(Entries with page source code)
* * * * * * *
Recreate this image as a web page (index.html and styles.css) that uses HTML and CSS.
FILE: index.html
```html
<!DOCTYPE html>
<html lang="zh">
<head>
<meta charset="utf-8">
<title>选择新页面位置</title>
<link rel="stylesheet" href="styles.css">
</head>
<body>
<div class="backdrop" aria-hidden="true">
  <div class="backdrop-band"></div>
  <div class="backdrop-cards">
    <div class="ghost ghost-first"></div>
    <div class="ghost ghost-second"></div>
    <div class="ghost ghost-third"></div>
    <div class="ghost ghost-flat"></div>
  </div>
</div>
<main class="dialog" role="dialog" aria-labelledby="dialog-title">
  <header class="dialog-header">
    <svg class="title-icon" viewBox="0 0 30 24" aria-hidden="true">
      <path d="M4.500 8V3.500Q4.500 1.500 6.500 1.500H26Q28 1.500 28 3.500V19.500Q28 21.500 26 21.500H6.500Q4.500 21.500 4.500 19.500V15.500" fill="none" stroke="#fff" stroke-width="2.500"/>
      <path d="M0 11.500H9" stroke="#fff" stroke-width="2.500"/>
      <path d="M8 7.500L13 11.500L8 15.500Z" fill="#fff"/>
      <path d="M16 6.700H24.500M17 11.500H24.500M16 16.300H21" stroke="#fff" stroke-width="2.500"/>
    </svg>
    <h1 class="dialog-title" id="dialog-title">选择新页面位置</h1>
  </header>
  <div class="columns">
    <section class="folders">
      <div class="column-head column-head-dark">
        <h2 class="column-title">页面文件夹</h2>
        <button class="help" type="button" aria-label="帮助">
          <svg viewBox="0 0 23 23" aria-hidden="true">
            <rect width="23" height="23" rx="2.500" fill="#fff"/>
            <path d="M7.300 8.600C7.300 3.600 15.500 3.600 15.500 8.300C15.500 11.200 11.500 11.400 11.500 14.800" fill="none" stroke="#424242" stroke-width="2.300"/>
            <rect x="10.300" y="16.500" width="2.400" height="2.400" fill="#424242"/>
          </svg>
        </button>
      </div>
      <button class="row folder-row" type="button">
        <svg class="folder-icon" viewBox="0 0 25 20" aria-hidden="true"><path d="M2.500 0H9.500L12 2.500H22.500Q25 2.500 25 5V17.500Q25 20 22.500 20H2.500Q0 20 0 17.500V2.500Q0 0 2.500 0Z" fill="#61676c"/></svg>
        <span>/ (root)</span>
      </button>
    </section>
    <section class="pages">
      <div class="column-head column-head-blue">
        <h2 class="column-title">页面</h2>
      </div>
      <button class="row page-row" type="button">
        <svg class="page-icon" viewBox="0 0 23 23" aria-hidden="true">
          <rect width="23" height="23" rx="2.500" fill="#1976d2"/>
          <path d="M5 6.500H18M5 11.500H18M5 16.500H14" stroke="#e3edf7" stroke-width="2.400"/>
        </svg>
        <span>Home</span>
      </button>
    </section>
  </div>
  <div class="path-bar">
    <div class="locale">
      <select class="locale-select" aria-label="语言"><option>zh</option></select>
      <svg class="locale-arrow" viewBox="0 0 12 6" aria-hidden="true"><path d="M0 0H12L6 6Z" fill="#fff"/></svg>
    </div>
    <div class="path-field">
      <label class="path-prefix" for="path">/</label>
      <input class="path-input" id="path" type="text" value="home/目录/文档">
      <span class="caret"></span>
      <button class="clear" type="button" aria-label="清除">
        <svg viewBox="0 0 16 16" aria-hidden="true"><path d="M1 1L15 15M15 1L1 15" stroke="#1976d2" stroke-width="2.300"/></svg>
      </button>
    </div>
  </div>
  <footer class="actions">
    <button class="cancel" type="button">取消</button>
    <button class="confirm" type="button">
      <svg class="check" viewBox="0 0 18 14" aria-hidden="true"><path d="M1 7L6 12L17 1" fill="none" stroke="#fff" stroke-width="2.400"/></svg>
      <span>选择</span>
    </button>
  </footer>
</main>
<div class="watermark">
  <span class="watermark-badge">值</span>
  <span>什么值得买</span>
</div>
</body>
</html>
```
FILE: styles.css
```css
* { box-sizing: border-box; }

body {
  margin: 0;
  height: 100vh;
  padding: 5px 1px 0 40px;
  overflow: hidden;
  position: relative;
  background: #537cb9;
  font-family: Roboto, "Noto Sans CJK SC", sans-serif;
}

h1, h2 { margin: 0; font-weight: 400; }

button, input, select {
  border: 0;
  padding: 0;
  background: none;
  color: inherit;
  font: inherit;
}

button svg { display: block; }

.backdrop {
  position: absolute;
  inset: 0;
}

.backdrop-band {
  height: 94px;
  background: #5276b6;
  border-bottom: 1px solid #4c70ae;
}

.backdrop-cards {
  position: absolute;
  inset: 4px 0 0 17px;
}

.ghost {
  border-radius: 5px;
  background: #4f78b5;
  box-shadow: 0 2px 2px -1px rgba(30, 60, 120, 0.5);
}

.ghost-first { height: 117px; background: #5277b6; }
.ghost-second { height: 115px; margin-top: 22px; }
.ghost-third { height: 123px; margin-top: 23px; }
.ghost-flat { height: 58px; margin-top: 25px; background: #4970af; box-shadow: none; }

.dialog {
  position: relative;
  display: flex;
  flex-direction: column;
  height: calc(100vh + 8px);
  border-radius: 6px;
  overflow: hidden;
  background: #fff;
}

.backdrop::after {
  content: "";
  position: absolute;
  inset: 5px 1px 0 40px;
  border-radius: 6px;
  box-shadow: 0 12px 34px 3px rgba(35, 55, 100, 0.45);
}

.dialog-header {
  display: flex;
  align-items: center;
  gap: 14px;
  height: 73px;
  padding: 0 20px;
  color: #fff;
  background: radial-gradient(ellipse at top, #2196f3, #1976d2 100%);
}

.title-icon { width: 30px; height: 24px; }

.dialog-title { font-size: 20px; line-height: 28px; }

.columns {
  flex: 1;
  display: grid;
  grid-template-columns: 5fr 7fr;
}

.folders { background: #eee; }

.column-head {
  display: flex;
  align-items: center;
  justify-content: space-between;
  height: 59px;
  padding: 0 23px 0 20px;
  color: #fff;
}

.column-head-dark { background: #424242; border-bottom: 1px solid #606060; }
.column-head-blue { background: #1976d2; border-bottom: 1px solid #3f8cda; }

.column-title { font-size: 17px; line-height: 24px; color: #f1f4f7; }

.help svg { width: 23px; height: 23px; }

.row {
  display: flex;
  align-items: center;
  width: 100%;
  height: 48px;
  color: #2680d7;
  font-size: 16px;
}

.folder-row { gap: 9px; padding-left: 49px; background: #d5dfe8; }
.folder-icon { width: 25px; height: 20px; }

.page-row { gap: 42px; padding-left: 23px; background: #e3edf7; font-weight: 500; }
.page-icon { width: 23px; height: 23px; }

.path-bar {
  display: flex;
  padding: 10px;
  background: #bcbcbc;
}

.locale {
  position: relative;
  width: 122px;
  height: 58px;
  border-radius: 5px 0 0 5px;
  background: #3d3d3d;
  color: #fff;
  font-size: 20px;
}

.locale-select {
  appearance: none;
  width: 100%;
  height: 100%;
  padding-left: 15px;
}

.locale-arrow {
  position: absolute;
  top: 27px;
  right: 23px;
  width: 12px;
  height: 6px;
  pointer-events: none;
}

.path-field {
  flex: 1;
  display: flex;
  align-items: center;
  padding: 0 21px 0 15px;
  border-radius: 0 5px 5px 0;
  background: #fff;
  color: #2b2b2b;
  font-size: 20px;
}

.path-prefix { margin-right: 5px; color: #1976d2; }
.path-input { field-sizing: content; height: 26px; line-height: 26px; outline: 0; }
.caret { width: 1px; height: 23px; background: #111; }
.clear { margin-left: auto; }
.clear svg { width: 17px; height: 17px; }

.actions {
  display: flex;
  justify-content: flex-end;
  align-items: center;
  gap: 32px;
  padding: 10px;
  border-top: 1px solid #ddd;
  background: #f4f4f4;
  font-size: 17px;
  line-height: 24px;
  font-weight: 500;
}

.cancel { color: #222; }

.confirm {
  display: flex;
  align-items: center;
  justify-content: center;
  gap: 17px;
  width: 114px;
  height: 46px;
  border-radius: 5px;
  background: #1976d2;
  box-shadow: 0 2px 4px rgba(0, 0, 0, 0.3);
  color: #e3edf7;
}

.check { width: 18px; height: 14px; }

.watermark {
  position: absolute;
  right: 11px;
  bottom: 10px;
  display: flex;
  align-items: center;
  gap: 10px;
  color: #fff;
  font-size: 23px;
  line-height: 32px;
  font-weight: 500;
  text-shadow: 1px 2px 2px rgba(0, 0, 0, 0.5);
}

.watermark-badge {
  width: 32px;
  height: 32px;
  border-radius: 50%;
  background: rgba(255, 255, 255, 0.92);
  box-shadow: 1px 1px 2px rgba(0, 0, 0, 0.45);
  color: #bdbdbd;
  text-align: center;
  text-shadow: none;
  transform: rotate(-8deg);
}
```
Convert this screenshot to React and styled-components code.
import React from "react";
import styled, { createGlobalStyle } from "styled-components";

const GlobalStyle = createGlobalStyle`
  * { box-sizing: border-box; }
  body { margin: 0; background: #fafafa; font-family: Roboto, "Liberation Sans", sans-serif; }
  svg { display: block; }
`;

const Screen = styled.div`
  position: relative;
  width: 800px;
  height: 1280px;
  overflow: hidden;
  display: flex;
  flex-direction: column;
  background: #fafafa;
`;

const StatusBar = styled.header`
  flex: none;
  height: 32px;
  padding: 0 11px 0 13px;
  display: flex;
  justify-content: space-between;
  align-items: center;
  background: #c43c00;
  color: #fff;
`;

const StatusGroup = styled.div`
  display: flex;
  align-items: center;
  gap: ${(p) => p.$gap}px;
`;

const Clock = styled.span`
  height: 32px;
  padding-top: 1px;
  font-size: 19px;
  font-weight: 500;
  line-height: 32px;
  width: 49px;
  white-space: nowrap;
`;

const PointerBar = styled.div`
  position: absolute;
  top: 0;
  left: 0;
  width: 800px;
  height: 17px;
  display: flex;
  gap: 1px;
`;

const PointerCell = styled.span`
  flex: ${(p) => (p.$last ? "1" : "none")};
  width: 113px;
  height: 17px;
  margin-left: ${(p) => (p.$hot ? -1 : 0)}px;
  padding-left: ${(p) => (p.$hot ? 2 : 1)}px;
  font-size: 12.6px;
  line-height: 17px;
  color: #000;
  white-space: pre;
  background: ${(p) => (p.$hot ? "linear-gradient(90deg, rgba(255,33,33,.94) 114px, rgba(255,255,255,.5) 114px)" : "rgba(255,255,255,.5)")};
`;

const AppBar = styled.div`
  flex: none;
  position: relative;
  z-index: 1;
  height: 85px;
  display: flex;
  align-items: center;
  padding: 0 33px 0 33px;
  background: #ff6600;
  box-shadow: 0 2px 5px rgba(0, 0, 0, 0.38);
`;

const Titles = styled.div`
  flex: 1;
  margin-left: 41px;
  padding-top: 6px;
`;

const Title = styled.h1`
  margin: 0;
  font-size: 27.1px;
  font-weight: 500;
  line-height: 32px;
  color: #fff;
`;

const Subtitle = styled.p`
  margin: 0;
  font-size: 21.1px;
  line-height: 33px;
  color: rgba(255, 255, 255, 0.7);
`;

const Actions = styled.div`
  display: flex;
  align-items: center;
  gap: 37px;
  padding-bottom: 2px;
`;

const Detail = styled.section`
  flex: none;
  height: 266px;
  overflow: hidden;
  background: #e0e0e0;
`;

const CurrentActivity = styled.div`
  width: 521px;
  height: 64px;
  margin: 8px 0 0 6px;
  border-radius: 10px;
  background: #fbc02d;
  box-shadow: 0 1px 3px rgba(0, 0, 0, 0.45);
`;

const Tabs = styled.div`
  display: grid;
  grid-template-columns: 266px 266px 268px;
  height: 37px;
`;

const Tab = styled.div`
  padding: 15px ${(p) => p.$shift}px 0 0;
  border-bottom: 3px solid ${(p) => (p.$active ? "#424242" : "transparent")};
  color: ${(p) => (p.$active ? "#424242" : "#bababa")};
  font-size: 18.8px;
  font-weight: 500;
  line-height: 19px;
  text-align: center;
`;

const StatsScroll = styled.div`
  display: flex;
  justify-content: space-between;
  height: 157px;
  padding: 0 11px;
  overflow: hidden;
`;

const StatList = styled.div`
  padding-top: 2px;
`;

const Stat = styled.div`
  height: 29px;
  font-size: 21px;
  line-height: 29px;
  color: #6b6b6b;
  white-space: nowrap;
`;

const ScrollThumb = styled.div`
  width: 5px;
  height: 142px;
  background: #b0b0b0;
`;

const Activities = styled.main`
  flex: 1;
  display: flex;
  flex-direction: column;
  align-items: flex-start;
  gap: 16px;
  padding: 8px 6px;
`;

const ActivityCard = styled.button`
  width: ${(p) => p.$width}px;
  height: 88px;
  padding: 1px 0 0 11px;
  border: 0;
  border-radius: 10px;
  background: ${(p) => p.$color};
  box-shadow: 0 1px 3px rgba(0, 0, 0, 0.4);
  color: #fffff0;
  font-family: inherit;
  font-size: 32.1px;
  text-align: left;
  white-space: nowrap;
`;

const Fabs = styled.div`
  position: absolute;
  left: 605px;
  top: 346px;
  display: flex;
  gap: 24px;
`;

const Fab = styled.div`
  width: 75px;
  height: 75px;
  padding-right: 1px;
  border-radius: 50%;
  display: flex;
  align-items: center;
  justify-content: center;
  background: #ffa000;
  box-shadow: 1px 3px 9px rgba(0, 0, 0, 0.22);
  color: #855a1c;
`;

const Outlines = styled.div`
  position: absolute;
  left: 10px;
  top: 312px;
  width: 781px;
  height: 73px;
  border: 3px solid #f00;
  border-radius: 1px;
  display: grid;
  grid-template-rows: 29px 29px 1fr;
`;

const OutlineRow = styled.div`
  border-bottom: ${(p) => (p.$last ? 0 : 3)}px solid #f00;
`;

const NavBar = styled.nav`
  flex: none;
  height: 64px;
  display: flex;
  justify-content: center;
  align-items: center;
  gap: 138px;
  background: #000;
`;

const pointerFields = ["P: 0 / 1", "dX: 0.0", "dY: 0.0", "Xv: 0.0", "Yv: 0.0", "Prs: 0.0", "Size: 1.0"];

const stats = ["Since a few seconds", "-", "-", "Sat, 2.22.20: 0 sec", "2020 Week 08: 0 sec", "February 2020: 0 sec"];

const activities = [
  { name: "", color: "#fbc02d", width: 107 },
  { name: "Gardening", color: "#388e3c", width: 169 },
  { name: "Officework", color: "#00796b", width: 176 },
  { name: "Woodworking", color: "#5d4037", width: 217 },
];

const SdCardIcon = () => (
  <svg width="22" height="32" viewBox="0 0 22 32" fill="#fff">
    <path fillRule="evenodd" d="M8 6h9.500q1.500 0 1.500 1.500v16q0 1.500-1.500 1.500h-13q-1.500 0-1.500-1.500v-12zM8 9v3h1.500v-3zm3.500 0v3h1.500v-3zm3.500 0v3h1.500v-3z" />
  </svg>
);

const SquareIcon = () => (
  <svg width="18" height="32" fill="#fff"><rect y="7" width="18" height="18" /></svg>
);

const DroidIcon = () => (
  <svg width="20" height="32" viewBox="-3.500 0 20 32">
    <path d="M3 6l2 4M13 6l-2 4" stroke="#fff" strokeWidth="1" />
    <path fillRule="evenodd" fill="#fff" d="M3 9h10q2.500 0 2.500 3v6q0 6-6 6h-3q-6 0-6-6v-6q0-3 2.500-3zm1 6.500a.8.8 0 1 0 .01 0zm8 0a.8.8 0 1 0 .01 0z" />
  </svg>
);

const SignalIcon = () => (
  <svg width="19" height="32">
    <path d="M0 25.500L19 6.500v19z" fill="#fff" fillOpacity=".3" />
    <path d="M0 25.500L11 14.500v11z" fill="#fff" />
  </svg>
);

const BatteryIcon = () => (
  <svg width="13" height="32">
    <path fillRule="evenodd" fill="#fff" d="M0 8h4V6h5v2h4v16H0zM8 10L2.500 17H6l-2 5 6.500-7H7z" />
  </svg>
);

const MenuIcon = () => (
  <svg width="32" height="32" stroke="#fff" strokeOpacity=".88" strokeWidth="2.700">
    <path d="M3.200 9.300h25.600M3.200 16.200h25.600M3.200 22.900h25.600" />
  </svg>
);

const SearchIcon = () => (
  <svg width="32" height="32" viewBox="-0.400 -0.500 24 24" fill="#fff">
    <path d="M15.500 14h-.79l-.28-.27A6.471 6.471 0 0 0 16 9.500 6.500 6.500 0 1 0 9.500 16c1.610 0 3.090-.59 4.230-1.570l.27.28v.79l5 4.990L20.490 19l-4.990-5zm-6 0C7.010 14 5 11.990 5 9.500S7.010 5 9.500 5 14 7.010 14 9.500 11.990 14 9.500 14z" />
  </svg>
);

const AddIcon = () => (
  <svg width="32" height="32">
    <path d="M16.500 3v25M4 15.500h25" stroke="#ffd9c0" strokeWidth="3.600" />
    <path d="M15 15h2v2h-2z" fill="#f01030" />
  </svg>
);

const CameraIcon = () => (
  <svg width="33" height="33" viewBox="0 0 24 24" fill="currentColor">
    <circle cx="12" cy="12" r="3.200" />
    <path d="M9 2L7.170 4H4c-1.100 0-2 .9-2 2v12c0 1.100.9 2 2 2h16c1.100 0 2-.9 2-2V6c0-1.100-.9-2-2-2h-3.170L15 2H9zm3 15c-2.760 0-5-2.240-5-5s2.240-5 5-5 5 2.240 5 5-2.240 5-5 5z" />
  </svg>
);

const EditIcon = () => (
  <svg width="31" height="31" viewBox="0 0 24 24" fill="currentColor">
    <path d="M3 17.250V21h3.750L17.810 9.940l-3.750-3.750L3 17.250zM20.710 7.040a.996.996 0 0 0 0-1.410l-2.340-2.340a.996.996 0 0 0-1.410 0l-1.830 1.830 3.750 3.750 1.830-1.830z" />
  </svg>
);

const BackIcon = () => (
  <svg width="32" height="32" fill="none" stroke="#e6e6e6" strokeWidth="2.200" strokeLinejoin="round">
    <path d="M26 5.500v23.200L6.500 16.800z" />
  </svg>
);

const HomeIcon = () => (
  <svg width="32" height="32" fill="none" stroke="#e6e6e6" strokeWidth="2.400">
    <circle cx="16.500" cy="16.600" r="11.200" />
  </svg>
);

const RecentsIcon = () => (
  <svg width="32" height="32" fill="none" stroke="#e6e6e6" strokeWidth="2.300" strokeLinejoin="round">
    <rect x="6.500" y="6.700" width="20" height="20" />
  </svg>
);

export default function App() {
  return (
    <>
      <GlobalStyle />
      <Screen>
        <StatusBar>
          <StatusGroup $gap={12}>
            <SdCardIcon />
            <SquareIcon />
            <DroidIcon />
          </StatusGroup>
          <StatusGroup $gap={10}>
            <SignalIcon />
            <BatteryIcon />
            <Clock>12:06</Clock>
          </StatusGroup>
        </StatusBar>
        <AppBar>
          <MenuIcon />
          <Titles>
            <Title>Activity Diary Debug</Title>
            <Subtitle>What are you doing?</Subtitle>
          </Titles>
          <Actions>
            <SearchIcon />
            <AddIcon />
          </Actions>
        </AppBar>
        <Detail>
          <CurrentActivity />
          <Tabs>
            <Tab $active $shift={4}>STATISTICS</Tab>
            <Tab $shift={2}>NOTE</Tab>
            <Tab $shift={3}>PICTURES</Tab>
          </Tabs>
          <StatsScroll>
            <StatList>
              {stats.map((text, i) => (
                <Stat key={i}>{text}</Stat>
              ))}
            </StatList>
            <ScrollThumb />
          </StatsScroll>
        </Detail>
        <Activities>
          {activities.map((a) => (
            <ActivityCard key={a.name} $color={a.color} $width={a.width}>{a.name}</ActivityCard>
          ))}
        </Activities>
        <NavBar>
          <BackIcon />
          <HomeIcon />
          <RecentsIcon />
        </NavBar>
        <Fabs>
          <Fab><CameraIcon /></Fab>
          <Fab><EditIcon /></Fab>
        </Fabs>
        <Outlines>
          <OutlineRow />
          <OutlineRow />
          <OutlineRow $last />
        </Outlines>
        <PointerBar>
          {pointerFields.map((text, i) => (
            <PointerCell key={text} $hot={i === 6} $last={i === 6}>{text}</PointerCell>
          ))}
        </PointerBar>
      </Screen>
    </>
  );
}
* * * * * * *
> [Goal]: Identify each line in the records above containing the word "index"; copy those lines.

> [Final result]:
Recreate this image as a web page (index.html and styles.css) that uses HTML and CSS.
FILE: index.html
  z-index: 1;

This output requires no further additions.